Panjabi built her career with roles in British series such as The Bill, Life on Mars and Silent Witness before heading to the US and joining the cast of The Good Wife in 2009. She went on to appear as investigator Kalinda Sharma in more than 130 episodes before she left the show in 2015. She has since starred in NBC drama Blindspot and returned to the UK for ITV thriller Next of Kin.
The actor says it was a dream come true to land work in Hollywood, noting: “As great as the British industry is, and I love it, Hollywood is just the ultimate for every actor. When I went there, I had no expectations but I was so excited to go. What’s really nice is you also get a lot more recognition in England so you can come back and still work.”
Discussing The Good Wife, Panjabi says she was “blessed” to work on the show and loved playing Kalinada for six years. “I was allowed to have an input on my character and she was just so fun to play because she was so mysterious,” she adds.
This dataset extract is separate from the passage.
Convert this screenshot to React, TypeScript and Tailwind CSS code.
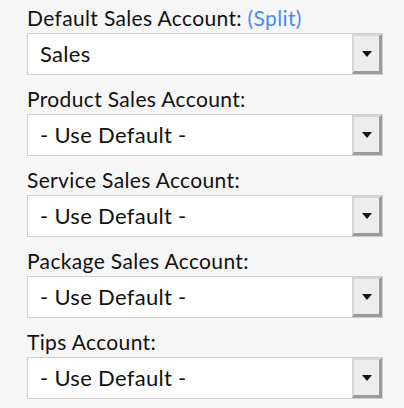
const rows = [
  { label: "Default Sales Account:", value: "Sales", split: true },
  { label: "Product Sales Account:", value: "- Use Default -" },
  { label: "Service Sales Account:", value: "- Use Default -" },
  { label: "Package Sales Account:", value: "- Use Default -" },
  { label: "Tips Account:", value: "- Use Default -" },
];

function SelectBox({ value }: { value: string }) {
  return (
    <div className="flex h-[42px] border border-[#cfcfcf] bg-white">
      <div className="flex flex-1 items-center pl-[12px] text-[22px] leading-[26px] tracking-[0.3px] text-[#111]">
        {value}
      </div>
      <div className="flex w-[30px] items-center justify-center border-l-2 border-t-2 border-r-[3px] border-b-[3px] border-l-[#d6d6d6] border-t-[#d6d6d6] border-r-[#9a9a9a] border-b-[#9a9a9a] bg-[#ececec]">
        <svg width="10" height="6" viewBox="0 0 10 6">
          <polygon points="0,0 10,0 5,6" fill="#111" />
        </svg>
      </div>
    </div>
  );
}

export default function App() {
  return (
    <div
      className="h-[408px] w-[404px] bg-[#f6f6f6] pl-[27px] pr-[21px] pt-[6px]"
      style={{ fontFamily: "Lato, 'Open Sans', sans-serif" }}
    >
      {rows.map((row) => (
        <div key={row.label} className="mb-[12px]">
          <div className="mb-[3px] text-[21px] leading-[24px] tracking-[0.35px] text-[#111]">
            {row.label}
            {row.split && <span className="text-[#4a8af4]"> (Split)</span>}
          </div>
          <SelectBox value={row.value} />
        </div>
      ))}
    </div>
  );
}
The strength of the British system, she says, is that the director is the “captain” of the production, rather than the hierarchy of producers more commonly found in the US. Her next production, HBO limited series I Know This Much is True, is led by writer/director Derek Cianfrance.
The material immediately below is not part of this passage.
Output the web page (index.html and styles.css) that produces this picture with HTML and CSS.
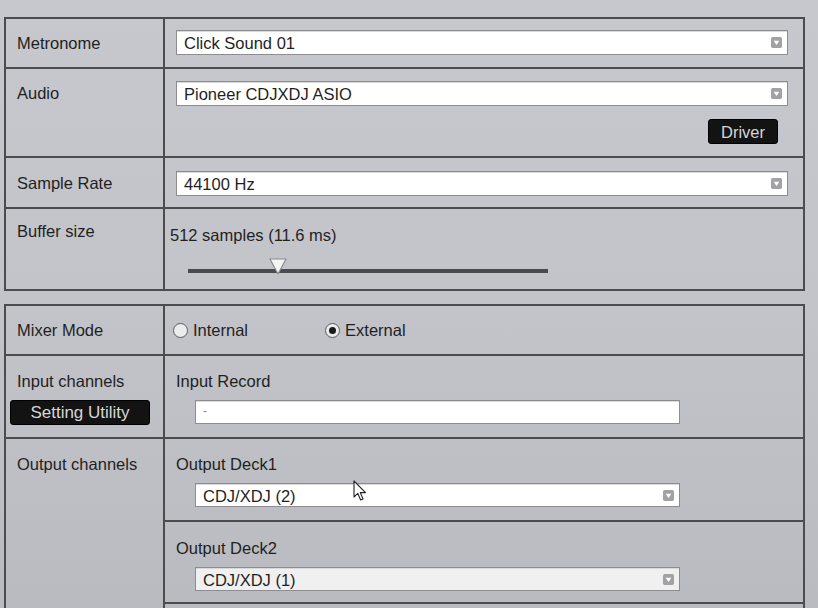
FILE: index.html
```html
<!DOCTYPE html>
<html>
<head>
<meta charset="utf-8">
<link rel="stylesheet" href="styles.css">
</head>
<body>
<div class="page">
  <div class="panel">
    <div class="row">
      <div class="label">Metronome</div>
      <div class="value v-top">
        <div class="select"><span>Click Sound 01</span><svg class="arrow" viewBox="0 0 10 10"><rect width="10" height="10" rx="1.5" fill="#a2a2a4"/><polygon points="2.4,3.3 7.6,3.3 5,7.2" fill="#fff"/></svg></div>
      </div>
    </div>
    <div class="row">
      <div class="label">Audio</div>
      <div class="value v-audio">
        <div class="select"><span>Pioneer CDJXDJ ASIO</span><svg class="arrow" viewBox="0 0 10 10"><rect width="10" height="10" rx="1.5" fill="#a2a2a4"/><polygon points="2.4,3.3 7.6,3.3 5,7.2" fill="#fff"/></svg></div>
        <div class="btn-row"><button class="btn driver">Driver</button></div>
      </div>
    </div>
    <div class="row">
      <div class="label l-rate">Sample Rate</div>
      <div class="value v-rate">
        <div class="select"><span>44100 Hz</span><svg class="arrow" viewBox="0 0 10 10"><rect width="10" height="10" rx="1.5" fill="#a2a2a4"/><polygon points="2.4,3.3 7.6,3.3 5,7.2" fill="#fff"/></svg></div>
      </div>
    </div>
    <div class="row">
      <div class="label l-buffer">Buffer size</div>
      <div class="value v-buffer">
        <div class="buf-text">512 samples (11.6 ms)</div>
        <div class="slider">
          <div class="track"></div>
          <svg class="thumb" viewBox="0 0 18 18"><polygon points="1,1 17,1 9,16" fill="#f4f4f4" stroke="#8a8a8a" stroke-width="1.2" stroke-linejoin="round"/></svg>
        </div>
      </div>
    </div>
  </div>

  <div class="panel panel2">
    <div class="row">
      <div class="label">Mixer Mode</div>
      <div class="value v-mode">
        <label class="radio"><span class="circle"></span>Internal</label>
        <label class="radio radio-ext"><span class="circle checked"></span>External</label>
      </div>
    </div>
    <div class="row">
      <div class="label l-input">
        <div>Input channels</div>
        <button class="btn setting">Setting Utility</button>
      </div>
      <div class="value v-sub">
        <div class="sub-title">Input Record</div>
        <div class="field"><span>-</span></div>
      </div>
    </div>
    <div class="row">
      <div class="label l-input">Output channels</div>
      <div class="value v-outs">
        <div class="sub v-sub">
          <div class="sub-title">Output Deck1</div>
          <div class="select field-sel"><span>CDJ/XDJ (2)</span><svg class="arrow" viewBox="0 0 10 10"><rect width="10" height="10" rx="1.5" fill="#a2a2a4"/><polygon points="2.4,3.3 7.6,3.3 5,7.2" fill="#fff"/></svg></div>
        </div>
        <div class="sub v-sub sub2">
          <div class="sub-title">Output Deck2</div>
          <div class="select field-sel dim"><span>CDJ/XDJ (1)</span><svg class="arrow" viewBox="0 0 10 10"><rect width="10" height="10" rx="1.5" fill="#a2a2a4"/><polygon points="2.4,3.3 7.6,3.3 5,7.2" fill="#fff"/></svg></div>
        </div>
        <div class="sub sub3"></div>
      </div>
    </div>
  </div>
</div>
<svg class="cursor" viewBox="0 0 14 22"><path d="M1 1 L1 17 L4.8 13.4 L7.6 20 L10 19 L7.3 12.6 L12.5 12.6 Z" fill="#fff" stroke="#222" stroke-width="1.1" stroke-linejoin="round"/></svg>
</body>
</html>
```

FILE: styles.css
```css
html, body {
  margin: 0;
  padding: 0;
}
body {
  width: 818px;
  height: 608px;
  overflow: hidden;
  position: relative;
  background: linear-gradient(180deg, #c7c8cd 0%, #c3c4c9 50%, #babbc0 100%);
  font-family: "Liberation Sans", Arial, Helvetica, sans-serif;
  font-size: 16.5px;
  color: #1f1f1f;
}
.page {
  padding-top: 17px;
  height: 591px;
  overflow: hidden;
}
.panel {
  margin: 0 13px 0 4px;
  border: 2px solid #4c4c4f;
}
.panel2 {
  margin-top: 13px;
}
.row {
  display: grid;
  grid-template-columns: 159px 1fr;
  border-top: 2px solid #4c4c4f;
}
.row:first-child {
  border-top: none;
}
.label {
  box-sizing: border-box;
  border-right: 2px solid #4c4c4f;
  padding: 14px 0 0 11px;
  line-height: 20px;
  white-space: nowrap;
}
.l-rate { padding-top: 15px; }
.l-buffer { padding-top: 12px; }
.l-input { padding-top: 15px; }

.value {
  padding: 0 15px 0 11px;
}
.v-top { height: 48px; padding-top: 11px; box-sizing: border-box; }
.v-audio { height: 87px; padding-top: 12px; box-sizing: border-box; }
.v-rate { height: 49px; padding-top: 13px; box-sizing: border-box; }
.v-buffer { height: 80px; padding: 16px 0 0 5px; box-sizing: border-box; }
.v-mode {
  height: 48px;
  padding: 14px 0 0 8px;
  box-sizing: border-box;
  display: flex;
  align-items: flex-start;
}
.v-sub {
  height: 81px;
  box-sizing: border-box;
  padding: 15px 0 0 11px;
}
.v-outs {
  padding: 0;
}
.sub + .sub {
  border-top: 2px solid #4c4c4f;
}
.sub2 { height: 82px; padding-top: 16px; }
.sub3 { height: 20px; }

.select {
  box-sizing: border-box;
  height: 25px;
  background: #fff;
  border: 1px solid #8d8d90;
  box-shadow: inset 0 1px 0 #d9d9d9;
  display: flex;
  align-items: center;
  justify-content: space-between;
  padding: 0 5px 0 7px;
  line-height: 20px;
}
.select span {
  padding-top: 1px;
}
.arrow {
  width: 11px;
  height: 11px;
  display: block;
}
.btn-row {
  display: flex;
  justify-content: flex-end;
  padding-right: 10px;
  margin-top: 13px;
}
.btn {
  font-family: "Liberation Sans", Arial, Helvetica, sans-serif;
  font-size: 16.5px;
  color: #d6d6d6;
  background: #131313;
  border: 1px solid #000;
  border-radius: 3px;
  padding: 0;
  line-height: 22px;
  height: 25px;
}
.driver {
  width: 70px;
}
.setting {
  display: block;
  width: 140px;
  margin: 9px 0 0 -7px;
  font-size: 17px;
}
.buf-text {
  line-height: 20px;
}
.slider {
  position: relative;
  height: 30px;
  margin: 4px 0 0 18px;
  width: 360px;
}
.track {
  position: absolute;
  left: 0;
  top: 20px;
  width: 360px;
  height: 4px;
  background: #4a4a4d;
}
.thumb {
  position: absolute;
  left: 81px;
  top: 9px;
  width: 18px;
  height: 18px;
}
.radio {
  display: flex;
  align-items: center;
  line-height: 20px;
}
.radio-ext {
  margin-left: 77px;
}
.circle {
  box-sizing: border-box;
  width: 15px;
  height: 15px;
  border-radius: 50%;
  border: 1.3px solid #5a5a5c;
  background: #ececec;
  margin-right: 5px;
  display: flex;
  align-items: center;
  justify-content: center;
}
.circle.checked::after {
  content: "";
  width: 7px;
  height: 7px;
  border-radius: 50%;
  background: #1a1a1a;
}
.sub-title {
  line-height: 20px;
}
.field {
  box-sizing: border-box;
  margin: 9px 0 0 19px;
  width: 485px;
  height: 24px;
  background: #fff;
  border: 1px solid #8d8d90;
  box-shadow: inset 0 1px 0 #d9d9d9;
  font-size: 12px;
  color: #8a8a8a;
  padding: 3px 0 0 7px;
}
.field-sel {
  margin: 9px 0 0 19px;
  width: 485px;
  height: 24px;
}
.dim {
  background: #f0f0f0;
}
.cursor {
  position: absolute;
  left: 353px;
  top: 480px;
  width: 14px;
  height: 22px;
}
```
“I love that because, visually and creatively, he’s got the power to work with the actors,” she says of the series, which stars Mark Ruffalo as identical twins in a story about betrayal, sacrifice and forgiveness. “But when you have a whole hierarchy and you have to ask permission for every creative change, I think you lose some of the magic. Some of the more successful shows are going to the British model where you’re just working with the director. I love that way of working. It was a bit like that on Departure. TJ was the captain.”
Departure, which is created by Vincent Shiao with Malcolm MacRury as showrunner, was filmed across six weeks in Toronto, with further location shooting in London. “We had plane crashes, a submersible, a car crash – there are so many things that happened. I don’t know how we did that in 40 days. But TJ was always very calm and willing to adapt and compromise and chill. It was a really fun shoot,” Panjabi says.
With recent real-life disasters generating headlines about aviation security and safety around the world, Departure certainly taps into a topical subject. The actor describes the series as “unique” and notes that while a plane crash is “everybody’s worst fear,” the series does offer some hope to viewers in the end. “I just think a series like this has not been done,” she continues. “We’re witnessing the families and what they go through and how it also affects someone investigating it and how they deal with the politics of that, because you have the government on your shoulders, the press, the victims’ families – how do you cope with that?”
Departure will air on NBCUniversal International Networks across Europe and Africa, plus 13th Street in France, Spain and Poland, following deals with distributor Red Arrow Studios International. It is also due to air on Canada’s Global TV next year.
Now three episodes into its run on Universal TV in the UK, the show is proving to be intensely watchable, which proves Panjabi’s attitude to picking scripts is on the money: “I just read something and think instinctively, as a viewer, would I watch it? It’s all about the people, the character and the script.”